▶ Task brief: Copy out every record below with complete accuracy.

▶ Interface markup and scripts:

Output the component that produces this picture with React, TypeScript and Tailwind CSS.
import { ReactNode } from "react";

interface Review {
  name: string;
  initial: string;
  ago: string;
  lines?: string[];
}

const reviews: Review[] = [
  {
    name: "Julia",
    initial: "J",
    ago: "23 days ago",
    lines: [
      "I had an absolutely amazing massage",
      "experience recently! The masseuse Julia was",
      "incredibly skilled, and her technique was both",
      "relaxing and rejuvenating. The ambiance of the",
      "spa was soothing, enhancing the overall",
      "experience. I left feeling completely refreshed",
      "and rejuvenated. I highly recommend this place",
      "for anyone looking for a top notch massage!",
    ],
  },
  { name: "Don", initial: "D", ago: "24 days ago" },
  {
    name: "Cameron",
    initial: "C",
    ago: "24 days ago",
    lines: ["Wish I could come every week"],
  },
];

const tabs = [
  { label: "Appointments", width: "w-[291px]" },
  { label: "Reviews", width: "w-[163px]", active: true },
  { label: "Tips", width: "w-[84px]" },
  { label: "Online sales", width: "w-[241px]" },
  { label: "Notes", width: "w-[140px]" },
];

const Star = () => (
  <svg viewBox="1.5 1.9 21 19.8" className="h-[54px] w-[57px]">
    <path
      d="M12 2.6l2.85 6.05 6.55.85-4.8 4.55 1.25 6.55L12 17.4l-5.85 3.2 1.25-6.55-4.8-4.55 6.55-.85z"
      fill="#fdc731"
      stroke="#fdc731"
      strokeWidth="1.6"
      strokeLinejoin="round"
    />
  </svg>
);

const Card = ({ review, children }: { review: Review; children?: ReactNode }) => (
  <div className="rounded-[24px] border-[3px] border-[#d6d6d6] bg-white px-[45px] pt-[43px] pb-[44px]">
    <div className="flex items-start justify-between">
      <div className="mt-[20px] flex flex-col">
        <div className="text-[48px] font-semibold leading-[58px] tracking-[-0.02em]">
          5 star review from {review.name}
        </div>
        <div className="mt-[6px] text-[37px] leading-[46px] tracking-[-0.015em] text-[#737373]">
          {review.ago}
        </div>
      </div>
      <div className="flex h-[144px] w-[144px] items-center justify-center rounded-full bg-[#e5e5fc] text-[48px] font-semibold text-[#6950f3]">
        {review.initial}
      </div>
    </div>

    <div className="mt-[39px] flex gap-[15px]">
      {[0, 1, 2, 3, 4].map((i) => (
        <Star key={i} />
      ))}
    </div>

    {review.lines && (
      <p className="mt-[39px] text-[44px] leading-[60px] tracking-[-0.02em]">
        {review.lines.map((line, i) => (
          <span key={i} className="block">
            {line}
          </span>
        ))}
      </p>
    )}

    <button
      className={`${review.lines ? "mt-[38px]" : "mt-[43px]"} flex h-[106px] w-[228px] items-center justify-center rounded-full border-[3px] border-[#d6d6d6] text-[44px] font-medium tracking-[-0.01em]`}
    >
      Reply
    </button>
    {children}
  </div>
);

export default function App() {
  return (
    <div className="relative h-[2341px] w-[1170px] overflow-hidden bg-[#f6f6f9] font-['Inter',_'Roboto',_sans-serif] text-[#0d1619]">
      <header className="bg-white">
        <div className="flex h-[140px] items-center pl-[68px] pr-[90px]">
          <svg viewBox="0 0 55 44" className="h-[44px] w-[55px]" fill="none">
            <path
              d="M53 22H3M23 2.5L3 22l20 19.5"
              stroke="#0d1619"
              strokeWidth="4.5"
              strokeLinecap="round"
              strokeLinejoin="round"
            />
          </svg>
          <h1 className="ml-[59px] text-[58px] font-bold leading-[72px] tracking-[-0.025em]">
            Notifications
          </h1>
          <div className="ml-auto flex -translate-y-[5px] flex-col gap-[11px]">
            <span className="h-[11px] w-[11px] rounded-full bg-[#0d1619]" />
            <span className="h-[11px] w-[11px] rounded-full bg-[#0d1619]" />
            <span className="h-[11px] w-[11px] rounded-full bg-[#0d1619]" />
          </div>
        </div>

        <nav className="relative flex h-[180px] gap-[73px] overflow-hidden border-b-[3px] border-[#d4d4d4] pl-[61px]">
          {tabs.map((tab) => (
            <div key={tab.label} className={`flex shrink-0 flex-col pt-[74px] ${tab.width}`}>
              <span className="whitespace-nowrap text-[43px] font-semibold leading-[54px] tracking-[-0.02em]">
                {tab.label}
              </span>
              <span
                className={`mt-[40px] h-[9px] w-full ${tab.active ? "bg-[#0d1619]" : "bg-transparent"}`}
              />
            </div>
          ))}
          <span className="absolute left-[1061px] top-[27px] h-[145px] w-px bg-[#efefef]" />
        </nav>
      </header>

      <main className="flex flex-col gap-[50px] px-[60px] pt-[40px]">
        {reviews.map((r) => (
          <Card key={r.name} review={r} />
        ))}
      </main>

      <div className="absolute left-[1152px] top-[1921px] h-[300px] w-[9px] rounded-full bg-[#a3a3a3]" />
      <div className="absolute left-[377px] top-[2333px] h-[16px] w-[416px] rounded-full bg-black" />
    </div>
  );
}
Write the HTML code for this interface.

▶ Complete response:
Output the component that produces this picture with React, TypeScript and Tailwind CSS.
import { ReactNode } from "react";

interface Review {
  name: string;
  initial: string;
  ago: string;
  lines?: string[];
}

const reviews: Review[] = [
  {
    name: "Julia",
    initial: "J",
    ago: "23 days ago",
    lines: [
      "I had an absolutely amazing massage",
      "experience recently! The masseuse Julia was",
      "incredibly skilled, and her technique was both",
      "relaxing and rejuvenating. The ambiance of the",
      "spa was soothing, enhancing the overall",
      "experience. I left feeling completely refreshed",
      "and rejuvenated. I highly recommend this place",
      "for anyone looking for a top notch massage!",
    ],
  },
  { name: "Don", initial: "D", ago: "24 days ago" },
  {
    name: "Cameron",
    initial: "C",
    ago: "24 days ago",
    lines: ["Wish I could come every week"],
  },
];

const tabs = [
  { label: "Appointments", width: "w-[291px]" },
  { label: "Reviews", width: "w-[163px]", active: true },
  { label: "Tips", width: "w-[84px]" },
  { label: "Online sales", width: "w-[241px]" },
  { label: "Notes", width: "w-[140px]" },
];

const Star = () => (
  <svg viewBox="1.5 1.9 21 19.8" className="h-[54px] w-[57px]">
    <path
      d="M12 2.6l2.85 6.05 6.55.85-4.8 4.55 1.25 6.55L12 17.4l-5.85 3.2 1.25-6.55-4.8-4.55 6.55-.85z"
      fill="#fdc731"
      stroke="#fdc731"
      strokeWidth="1.6"
      strokeLinejoin="round"
    />
  </svg>
);

const Card = ({ review, children }: { review: Review; children?: ReactNode }) => (
  <div className="rounded-[24px] border-[3px] border-[#d6d6d6] bg-white px-[45px] pt-[43px] pb-[44px]">
    <div className="flex items-start justify-between">
      <div className="mt-[20px] flex flex-col">
        <div className="text-[48px] font-semibold leading-[58px] tracking-[-0.02em]">
          5 star review from {review.name}
        </div>
        <div className="mt-[6px] text-[37px] leading-[46px] tracking-[-0.015em] text-[#737373]">
          {review.ago}
        </div>
      </div>
      <div className="flex h-[144px] w-[144px] items-center justify-center rounded-full bg-[#e5e5fc] text-[48px] font-semibold text-[#6950f3]">
        {review.initial}
      </div>
    </div>

    <div className="mt-[39px] flex gap-[15px]">
      {[0, 1, 2, 3, 4].map((i) => (
        <Star key={i} />
      ))}
    </div>

    {review.lines && (
      <p className="mt-[39px] text-[44px] leading-[60px] tracking-[-0.02em]">
        {review.lines.map((line, i) => (
          <span key={i} className="block">
            {line}
          </span>
        ))}
      </p>
    )}

    <button
      className={`${review.lines ? "mt-[38px]" : "mt-[43px]"} flex h-[106px] w-[228px] items-center justify-center rounded-full border-[3px] border-[#d6d6d6] text-[44px] font-medium tracking-[-0.01em]`}
    >
      Reply
    </button>
    {children}
  </div>
);

export default function App() {
  return (
    <div className="relative h-[2341px] w-[1170px] overflow-hidden bg-[#f6f6f9] font-['Inter',_'Roboto',_sans-serif] text-[#0d1619]">
      <header className="bg-white">
        <div className="flex h-[140px] items-center pl-[68px] pr-[90px]">
          <svg viewBox="0 0 55 44" className="h-[44px] w-[55px]" fill="none">
            <path
              d="M53 22H3M23 2.5L3 22l20 19.5"
              stroke="#0d1619"
              strokeWidth="4.5"
              strokeLinecap="round"
              strokeLinejoin="round"
            />
          </svg>
          <h1 className="ml-[59px] text-[58px] font-bold leading-[72px] tracking-[-0.025em]">
            Notifications
          </h1>
          <div className="ml-auto flex -translate-y-[5px] flex-col gap-[11px]">
            <span className="h-[11px] w-[11px] rounded-full bg-[#0d1619]" />
            <span className="h-[11px] w-[11px] rounded-full bg-[#0d1619]" />
            <span className="h-[11px] w-[11px] rounded-full bg-[#0d1619]" />
          </div>
        </div>

        <nav className="relative flex h-[180px] gap-[73px] overflow-hidden border-b-[3px] border-[#d4d4d4] pl-[61px]">
          {tabs.map((tab) => (
            <div key={tab.label} className={`flex shrink-0 flex-col pt-[74px] ${tab.width}`}>
              <span className="whitespace-nowrap text-[43px] font-semibold leading-[54px] tracking-[-0.02em]">
                {tab.label}
              </span>
              <span
                className={`mt-[40px] h-[9px] w-full ${tab.active ? "bg-[#0d1619]" : "bg-transparent"}`}
              />
            </div>
          ))}
          <span className="absolute left-[1061px] top-[27px] h-[145px] w-px bg-[#efefef]" />
        </nav>
      </header>

      <main className="flex flex-col gap-[50px] px-[60px] pt-[40px]">
        {reviews.map((r) => (
          <Card key={r.name} review={r} />
        ))}
      </main>

      <div className="absolute left-[1152px] top-[1921px] h-[300px] w-[9px] rounded-full bg-[#a3a3a3]" />
      <div className="absolute left-[377px] top-[2333px] h-[16px] w-[416px] rounded-full bg-black" />
    </div>
  );
}
Write the HTML code for this interface.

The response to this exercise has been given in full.